Remember that Patriots owner Robert Kraft was the one who approached Brady about the extension on a flight from Boston to Los Angeles, reasoning that such an adjustment would allow the franchise to "build a team" capable of contending under the current salary-cap constraints. Brady bought into that logic, accepting an extra $3 million in short-term money and some semi-enticing guarantees in exchange for taking less than half of what he'll likely be worth in 2015, '16 and '17.
If your quarterback made that type of gesture, would you pay a little extra to ensure that his BFF and ever-present receiving threat remained in the fold? If you're Kraft, who has built a highly successful operation based on a disciplined philosophy of player valuation, I believe you might be willing to bend the rules a bit to get Welker re-signed.
If you're Bill Belichick, however, I think you're quite comfortable telling the shifty wideout to hit the road. And since Kraft tends to trust his coach and de facto general manager on these matters, that meant Brady's wishes were destined to become a secondary concern.
It's not as though the Pats can't try to make it up to Brady later — and the signing of Amendola, at a higher per-year rate than Welker commanded from the Broncos, was certainly a start. Before that the Pats, as per custom, hadn't exactly been aggressive players in the early days of free agency.

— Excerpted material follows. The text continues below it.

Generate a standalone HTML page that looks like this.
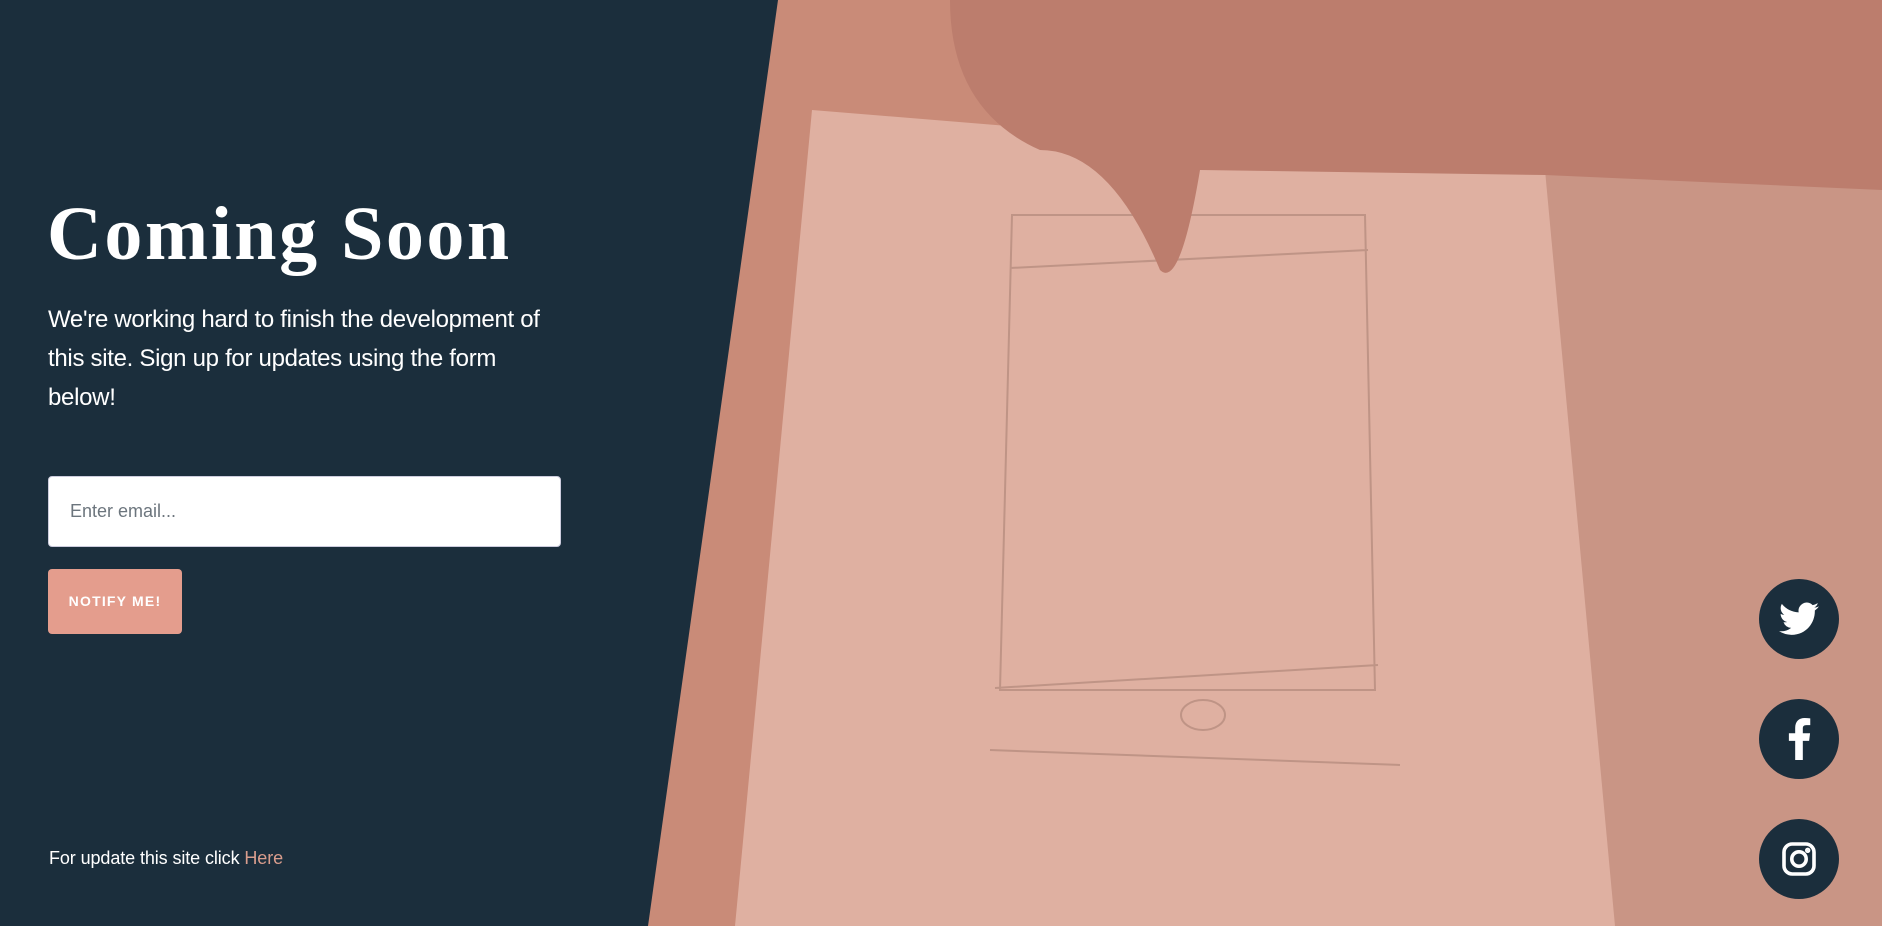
<!DOCTYPE html>
<html><head><meta charset="utf-8"><style>
*{margin:0;padding:0;box-sizing:border-box}
html,body{width:1882px;height:926px;overflow:hidden}
body{position:relative;background:#c98b78;font-family:"Liberation Sans",sans-serif}
.bg{position:absolute;inset:0}
.left{position:absolute;inset:0;background:#1b2e3c;clip-path:polygon(0 0,778px 0,648px 926px,0 926px)}
h1{position:absolute;left:47px;top:196px;font-family:"Liberation Serif",serif;font-weight:bold;font-size:76px;color:#fff;line-height:1;letter-spacing:2.5px}
p.d{position:absolute;left:48px;top:300px;color:#fff;font-size:24px;line-height:39px;font-weight:300;letter-spacing:-0.3px;white-space:nowrap}
.inp{position:absolute;left:48px;top:476px;width:513px;height:71px;background:#fff;border:1px solid #ccd;border-radius:4px;padding-left:21px;line-height:69px;font-size:18px;color:#6c757d}
.btn{position:absolute;left:48px;top:569px;width:134px;height:65px;background:#e49d8d;border-radius:4px;color:#fff;font-weight:bold;font-size:14px;letter-spacing:1.2px;text-align:center;line-height:65px}
.ft{position:absolute;left:49px;top:848px;color:#fff;font-size:18px;letter-spacing:-0.1px}
.ft span{color:#d99d8d}
.s{position:absolute;left:1759px;width:80px;height:80px;border-radius:50%;background:#1b2e3c;display:flex;align-items:center;justify-content:center}
</style></head><body>
<svg class="bg" width="1882" height="926">
<rect width="1882" height="926" fill="#c98b78"/>
<rect x="1540" y="170" width="342" height="756" fill="#c99585"/>
<polygon points="812,110 1545,170 1615,926 735,926" fill="#dfb0a1"/>
<path d="M1012 215 L1365 215 L1375 690 L1000 690 Z M1010 268 L1368 250 M995 688 L1378 665 M990 750 L1400 765" stroke="#bf9486" stroke-width="2" fill="none"/>
<ellipse cx="1203" cy="715" rx="22" ry="15" stroke="#bf9486" stroke-width="2" fill="none"/>
<path d="M950 0 L1882 0 L1882 190 L1545 175 L1200 170 Q1180 290 1160 270 Q1110 150 1040 150 Q950 110 950 0Z" fill="#bc7d6d"/>
</svg>
<div class="left"></div>
<h1>Coming Soon</h1>
<p class="d">We're working hard to finish the development of<br>this site. Sign up for updates using the form<br>below!</p>
<div class="inp">Enter email...</div>
<div class="btn">NOTIFY ME!</div>
<div class="ft">For update this site click <span>Here</span></div>
<div class="s" style="top:579px"><svg width="40" height="34" viewBox="0 0 24 20"><path fill="#fff" d="M24 2.4a10 10 0 0 1-2.8.8A5 5 0 0 0 23.3.5a10 10 0 0 1-3.1 1.2A4.9 4.9 0 0 0 11.8 6 14 14 0 0 1 1.7.9a4.9 4.9 0 0 0 1.5 6.6 4.9 4.9 0 0 1-2.2-.6 4.9 4.9 0 0 0 3.9 4.9 4.9 4.9 0 0 1-2.2.1 4.9 4.9 0 0 0 4.6 3.4A9.9 9.9 0 0 1 0 17.3 14 14 0 0 0 7.5 19.5c9.1 0 14-7.5 14-14v-.6A10 10 0 0 0 24 2.4z"/></svg></div>
<div class="s" style="top:699px"><svg width="24" height="42" viewBox="0 0 12 22"><path fill="#fff" d="M8 22V12h3.3l.5-4H8V5.6c0-1.1.3-1.9 1.9-1.9h2V.2A27 27 0 0 0 9 0C6 0 4 1.8 4 5.2V8H.7v4H4v10z"/></svg></div>
<div class="s" style="top:819px"><svg width="36" height="36" viewBox="0 0 24 24" fill="none" stroke="#fff" stroke-width="2.4"><rect x="2" y="2" width="20" height="20" rx="5.5"/><circle cx="12" cy="12" r="4.8"/><circle cx="17.8" cy="6.2" r="0.6" fill="#fff"/></svg></div>
</body></html>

Yet the loss of Welker, who had already traveled to Los Angeles this offseason to spend time working out (and hanging out) with Brady, was particularly painful, and not just because he caught 672 passes during his six years in New England.
For all the talk about tight ends Rob Gronkowski and Aaron Hernandez, and for all the hype surrounding last year's free-agent signing of Brandon Lloyd (a favorite of offensive coordinator Josh McDaniels), Welker was Brady's comfort zone. Even if Amendola, who has never caught more than 85 passes in a season, proves to be a capable replacement, Brady will inevitably be unnerved by Welker's absence.
Symbolically, it's also quite a blow. Remember, this has happened before. In 2005, Brady signed a below-market deal geared toward ensuring the Pats would remain competitive — one he ended up resenting as the years progressed.
One reason Brady was bothered by the fact that he'd taken less was that he didn't notice a commensurate fiscal aggressiveness on the franchise's side. That point was driven home in the summer of 2006 when his good friend and then-favorite receiver, Deion Branch, engaged in a contract dispute with the team that ultimately resulted in his being traded to the Seattle Seahawks.
Brady was furious about the team's unwillingness to pay Branch. He had a right to be even madder after his team suffered a narrow 2006 AFC championship game defeat to Manning and the Indianapolis Colts, a game in which the presence of another receiving threat might have put New England over the top.
I broached all of these subjects, by the way, in the wake of Brady's extension last month. I hate to say "I told you so" — and, point of full disclosure, Brady is one of the NFL stars I most enjoy covering, just as Kraft is among my favorite owners — but at this point, it's tough not to think in those terms.
Either Brady is a candidate for believing that gullible is not in the dictionary, or he agreed to the extension knowing that losing Welker was a possibility. If the latter is true, I have a feeling he's already second-guessing his decision.
"He's got so much pressure on his shoulders now — again," said the person close to Brady. "If the offense doesn't perform at a high level, they're screwed. This is unbelievable. It's hard not to feel like they've sold him out."
To be fair, this does not mean that Brady himself believes the team has done him dirty. Either way, the man is a true professional, and he'll surely swallow whatever anger he might harbor toward his employers and do what he always does: Devote 100 percent of his effort to trying to win as many football games as possible, now and forevermore.
So, in that sense, the Patriots might end up winning — especially if they figure out a way over the next several months to assemble an upgraded, Super Bowl-caliber roster for 2013.
On the other hand, when your team leader feels as though he's been pierced through the heart, the possibilities for resentment and disconnectedness become greater, and adverse circumstances tend to bring out the enmity on both sides. If the sight of Welker catching passes from Manning corresponds with a rough patch for the Pats in 2013, don't think Brady won't experience some very human emotions that aren't necessarily productive in that context.
In the meantime, as I wrote a few weeks ago, the Pats are on the clock. My advice to the Krafts, and to Belichick, is to start spending some of that salary-cap cash that Brady was implored to leave on the table.
Until then, the quarterback has a right to feel betrayed. And having lost his favorite target to an underwhelming offer from a rival for AFC supremacy, it's hard for Brady not to make an obvious and painful connection: The future Hall of Fame quarterback who took every last penny was the one who ended up with the star wideout the Pats wouldn't pay.